State how many lines include "screenshot", giving the number by itself.

------ Data for processing ------

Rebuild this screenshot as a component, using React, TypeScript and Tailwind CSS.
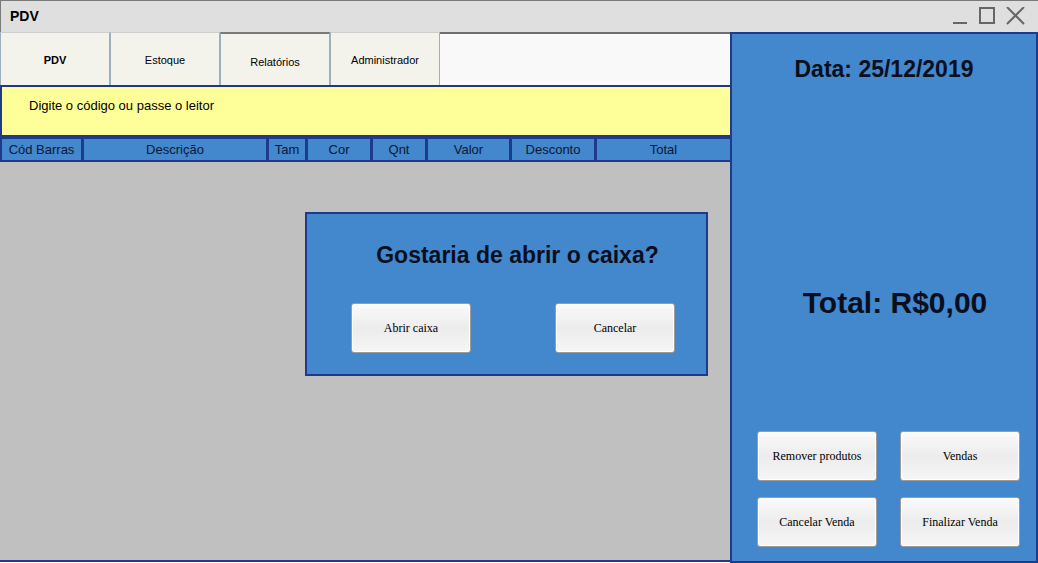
import React from "react";

const sans = { fontFamily: '"Liberation Sans", Arial, sans-serif' };
const serif = { fontFamily: '"Liberation Serif", "Times New Roman", serif' };

function Btn({ label }: { label: string }) {
  return (
    <div
      className="w-[120px] h-[50px] flex items-center justify-center rounded-[3px] border border-[#9c9c9c] bg-gradient-to-b from-[#fbfbfb] via-[#ececec] to-[#f6f6f6] text-[12px] text-black shadow-[inset_0_0_0_1px_#ffffff]"
      style={serif}
    >
      {label}
    </div>
  );
}

const cols: { label: string; w: string }[] = [
  { label: "Cód Barras", w: "w-[79px]" },
  { label: "Descrição", w: "w-[182px]" },
  { label: "Tam", w: "w-[36px]" },
  { label: "Cor", w: "w-[62px]" },
  { label: "Qnt", w: "w-[52px]" },
  { label: "Valor", w: "w-[81px]" },
  { label: "Desconto", w: "w-[82px]" },
  { label: "Total", w: "flex-1" },
];

export default function App() {
  return (
    <div className="w-[1038px] h-[563px] flex flex-col overflow-hidden bg-white" style={sans}>
      {/* Title bar */}
      <div className="h-[32px] shrink-0 flex items-center bg-[#dfdfdf] border-t border-l border-[#7a7a7a]">
        <span className="ml-[9px] text-[14px] font-bold text-black">PDV</span>
        <div className="ml-auto flex items-center mr-[13px] mt-[1px]">
          <svg width="72" height="20" viewBox="0 0 72 20">
            <line x1="0" y1="16" x2="14" y2="16" stroke="#666" strokeWidth="2" />
            <rect x="27" y="1" width="14" height="15" fill="none" stroke="#666" strokeWidth="2" />
            <line x1="54" y1="0" x2="71" y2="17" stroke="#666" strokeWidth="2" />
            <line x1="71" y1="0" x2="54" y2="17" stroke="#666" strokeWidth="2" />
          </svg>
        </div>
      </div>

      <div className="flex flex-1 min-h-0">
        {/* Left column */}
        <div className="w-[730px] flex flex-col">
          {/* Tabs */}
          <div className="h-[53px] flex shrink-0">
            {["PDV", "Estoque", "Relatórios", "Administrador"].map((t, i) => (
              <div
                key={t}
                className={`w-[110px] flex items-center justify-center bg-[#f3f3eb] border-l border-r border-[#9bb0bf] text-[11px] text-black ${
                  i === 2 ? "border-t-2 border-t-[#7a7a7a] pt-[6px]" : "border-t border-t-[#cfcfcf] pt-[2px]"
                } ${i === 0 ? "font-bold" : ""}`}
              >
                {t}
              </div>
            ))}
            <div className="flex-1 bg-[#f9f9f9] border-t-2 border-[#6f6f6f]" />
          </div>
          {/* Yellow input */}
          <div className="h-[52px] shrink-0 bg-[#ffff99] border-2 border-r-0 border-[#1f3a8a] pl-[27px] pt-[9px] text-[13px] text-black">
            Digite o código ou passe o leitor
          </div>
          {/* Column header */}
          <div className="h-[25px] shrink-0 flex gap-[3px] bg-[#1f3a8a] px-[2px] py-[2px] -mr-[2px]">
            {cols.map((c) => (
              <div
                key={c.label}
                className={`${c.w} bg-[#4387cc] flex items-center justify-center text-[13px] text-[#0c1836]`}
              >
                {c.label}
              </div>
            ))}
          </div>
          {/* Grid area */}
          <div className="relative flex-1 bg-[#c0c0c0] border-b-2 border-[#1f3a8a] mb-[1px]">
            <div className="absolute left-[305px] top-[50px] w-[403px] h-[164px] bg-[#4387cc] border-2 border-[#1f3a8a]">
              <div className="pl-[22px] pt-[28px] text-center text-[23px] font-bold text-[#0a0f1e] leading-[26px]">
                Gostaria de abrir o caixa?
              </div>
              <div className="flex mt-[35px] pl-[44px] gap-[84px]">
                <Btn label="Abrir caixa" />
                <Btn label="Cancelar" />
              </div>
            </div>
          </div>
        </div>

        {/* Right panel */}
        <div className="flex-1 bg-[#4387cc] border-2 border-[#1f3a8a] flex flex-col">
          <div className="mt-[22px] text-center text-[23px] font-bold leading-[26px] text-[#0a0f1e]">
            Data: 25/12/2019
          </div>
          <div className="mt-[204px] pl-[22px] text-center text-[30px] font-bold leading-[34px] text-[#0a0f1e]">
            Total: R$0,00
          </div>
          <div className="mt-auto mb-[14px] pl-[25px] grid grid-cols-[120px_120px] gap-x-[23px] gap-y-[16px]">
            <Btn label="Remover produtos" />
            <Btn label="Vendas" />
            <Btn label="Cancelar Venda" />
            <Btn label="Finalizar Venda" />
          </div>
        </div>
      </div>
    </div>
  );
}
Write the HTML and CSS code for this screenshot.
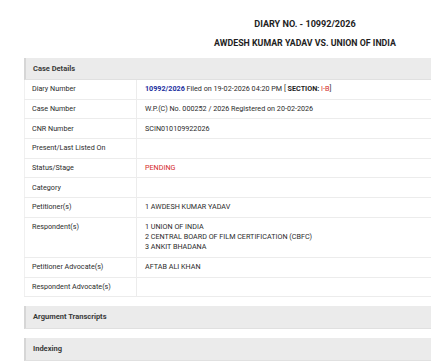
FILE: index.html
```html
<!DOCTYPE html>
<html>
<head>
<meta charset="utf-8">
<link rel="stylesheet" href="styles.css">
</head>
<body>
<div class="page">
  <div class="titles">
    <h1 class="t1">DIARY NO. - 10992/2026</h1>
    <h2 class="t2">AWDESH KUMAR YADAV VS. UNION OF INDIA</h2>
  </div>
  <div class="panel">
    <div class="panel-head">Case Details</div>
    <table class="details">
      <tr><td class="lbl">Diary Number</td><td><span class="diary">10992/2026</span> Filed on 19-02-2026 04:20 PM [ <b>SECTION:</b> <span class="red">I-B</span>]</td></tr>
      <tr><td class="lbl">Case Number</td><td>W.P.(C) No. 000252 / 2026 Registered on 20-02-2026</td></tr>
      <tr><td class="lbl">CNR Number</td><td>SCIN010109922026</td></tr>
      <tr><td class="lbl">Present/Last Listed On</td><td></td></tr>
      <tr><td class="lbl">Status/Stage</td><td class="red">PENDING</td></tr>
      <tr><td class="lbl">Category</td><td></td></tr>
      <tr><td class="lbl">Petitioner(s)</td><td>1 AWDESH KUMAR YADAV</td></tr>
      <tr><td class="lbl">Respondent(s)</td><td>1 UNION OF INDIA<br>2 CENTRAL BOARD OF FILM CERTIFICATION (CBFC)<br>3 ANKIT BHADANA</td></tr>
      <tr><td class="lbl">Petitioner Advocate(s)</td><td>AFTAB ALI KHAN</td></tr>
      <tr><td class="lbl">Respondent Advocate(s)</td><td></td></tr>
    </table>
  </div>
  <div class="panel collapsed"><div class="panel-head">Argument Transcripts</div></div>
  <div class="panel collapsed"><div class="panel-head">Indexing</div></div>
</div>
</body>
</html>
```
FILE: styles.css
```css
html, body {
  margin: 0;
  padding: 0;
  background: #ffffff;
  overflow: hidden;
}
body {
  font-family: Roboto, "Liberation Sans", sans-serif;
  color: #2b2b2b;
  width: 431px;
  height: 363px;
}
.page {
  margin-left: 24px;
  width: 562px;
}
.titles {
  text-align: center;
  padding-top: 18px;
}
.t1 {
  margin: 0;
  font-size: 9.1px;
  line-height: 12px;
  font-weight: 700;
  color: #1e1e1e;
}
.t2 {
  margin: 7px 0 0 0;
  font-size: 8.8px;
  line-height: 12px;
  font-weight: 700;
  color: #1e1e1e;
}
.panel {
  margin-top: 9px;
}
.panel-head {
  background: #ebebeb;
  border-left: 2px solid #d6d6d6;
  border-bottom: 1px solid #e0e0e0;
  height: 21px;
  line-height: 21px;
  padding-left: 7px;
  font-size: 7.5px;
  font-weight: 700;
  color: #3a3a3a;
}
.collapsed .panel-head {
  height: 22px;
  line-height: 22px;
}
.details {
  width: 100%;
  border-collapse: collapse;
  font-size: 7.2px;
  line-height: 10.3px;
  color: #2b2b2b;
}
.details td {
  padding: 4.2px 8px;
  border-bottom: 1px solid #ececec;
  vertical-align: top;
  white-space: nowrap;
}
.details td.lbl {
  width: 96px;
  padding-left: 7px;
  border-left: 1px solid #f0f0f0;
  border-right: 1px solid #ececec;
}
.diary {
  color: #1c2fa0;
  font-weight: 700;
}
.red {
  color: #d42a2a;
}
b {
  font-weight: 700;
  color: #1e1e1e;
}
```
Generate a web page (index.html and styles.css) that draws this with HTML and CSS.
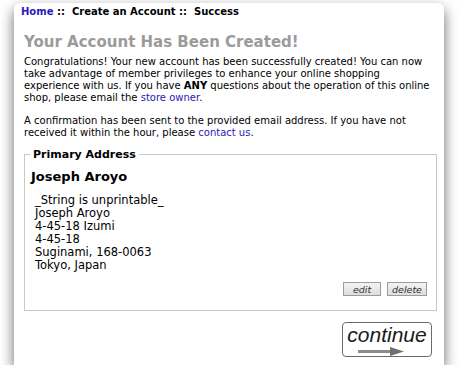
FILE: index.html
```html
<!DOCTYPE html>
<html lang="en">
  <head>
    <meta charset="UTF-8" />
    <title>Create an Account - Success</title>
    <link rel="stylesheet" href="styles.css">
  </head>
  <body>
    <div class="window">
      <div class="breadcrumb">
        <a href="#" class="crumb-link">Home</a> ::&nbsp; Create an Account ::&nbsp; Success
      </div>

      <h1 class="page-heading">Your Account Has Been Created!</h1>

      <p class="intro">
        Congratulations! Your new account has been successfully created! You can now
        take advantage of member privileges to enhance your online shopping
        experience with us. If you have <strong>ANY</strong> questions about the operation of this online
        shop, please email the <a href="#" class="text-link">store owner</a>.
      </p>

      <p class="intro">
        A confirmation has been sent to the provided email address. If you have not
        received it within the hour, please <a href="#" class="text-link">contact us</a>.
      </p>

      <fieldset class="address-box">
        <legend class="address-legend">Primary Address</legend>
        <h3 class="address-name">Joseph Aroyo</h3>
        <address class="address-lines">
          _String is unprintable_<br>
          Joseph Aroyo<br>
          4-45-18 Izumi<br>
          4-45-18<br>
          Suginami, 168-0063<br>
          Tokyo, Japan
        </address>
        <div class="address-actions">
          <button class="small-btn">edit</button>
          <button class="small-btn">delete</button>
        </div>
      </fieldset>

      <div class="button-row">
        <button class="continue-btn">
          <span class="continue-label">continue</span>
          <svg class="continue-arrow" width="46" height="9" viewBox="0 0 46 9">
            <rect x="0" y="3" width="34" height="3" fill="#8c8c8c" />
            <polygon points="32,0 46,4.5 32,9" fill="#6f6f6f" />
          </svg>
        </button>
      </div>
    </div>
  </body>
</html>
```

FILE: styles.css
```css
* {
  margin: 0;
  padding: 0;
  box-sizing: border-box;
}

body {
  background-color: white;
  font-family: "DejaVu Sans", Verdana, sans-serif;
  font-size: 10px;
  color: black;
}

.window {
  margin: 3px 0 0 14px;
  width: 430px;
  height: 362px;
  background-color: white;
  border-radius: 6px 6px 0 0;
  box-shadow: 0 6px 14px rgba(0, 0, 0, 0.6);
  padding: 2px 7px 0 7px;
}

/* Breadcrumb */
.breadcrumb {
  font-weight: bold;
  font-size: 10px;
  line-height: 14px;
}

.crumb-link {
  color: #2b1ab8;
  text-decoration: none;
}

.page-heading {
  color: #9b9b9b;
  font-size: 15px;
  font-weight: bold;
  margin: 14px 0 0 3px;
  line-height: 18px;
}

.intro {
  margin: 5px 0 11px 3px;
  line-height: 12px;
  font-size: 10px;
}

.intro + .intro {
  margin-top: 0;
}

.text-link {
  color: #2b1ab8;
  text-decoration: none;
}

/* Address */
.address-box {
  margin: -2px 0 0 3px;
  width: 413px;
  height: 163px;
  border: 1px solid #c8c8c8;
  padding: 0 9px 0 6px;
}

.address-legend {
  font-weight: bold;
  font-size: 11px;
  padding: 0 3px;
  margin-left: -1px;
}

.address-name {
  font-size: 13px;
  font-weight: bold;
  margin-top: 7px;
  line-height: 18px;
}

.address-lines {
  font-style: normal;
  font-size: 11.5px;
  line-height: 13px;
  margin: 8px 0 0 4px;
}

.address-actions {
  display: flex;
  justify-content: flex-end;
  gap: 6px;
  margin-top: 10px;
}

.small-btn {
  font-family: "DejaVu Sans", Verdana, sans-serif;
  font-style: italic;
  font-size: 9.5px;
  color: #333;
  height: 14px;
  padding: 0 3px;
  background: linear-gradient(#f4f4f4, #dddddd);
  border: 1px solid #9c9c9c;
}

.small-btn:first-child {
  width: 38px;
}

.small-btn:last-child {
  width: 40px;
}

/* Continue */
.button-row {
  display: flex;
  justify-content: flex-end;
  margin: 11px 5px 0 0;
}

.continue-btn {
  width: 90px;
  height: 35px;
  border: 1px solid #6a6a6a;
  border-radius: 4px;
  background: white;
  display: flex;
  flex-direction: column;
  align-items: center;
  cursor: pointer;
}

.continue-label {
  font-family: "Liberation Sans", Arial, sans-serif;
  font-style: italic;
  font-size: 21px;
  line-height: 22px;
  color: #1a1a1a;
  margin-top: 1px;
}

.continue-arrow {
  display: block;
  margin: 1px 0 0 -12px;
}
```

------

Written response: 2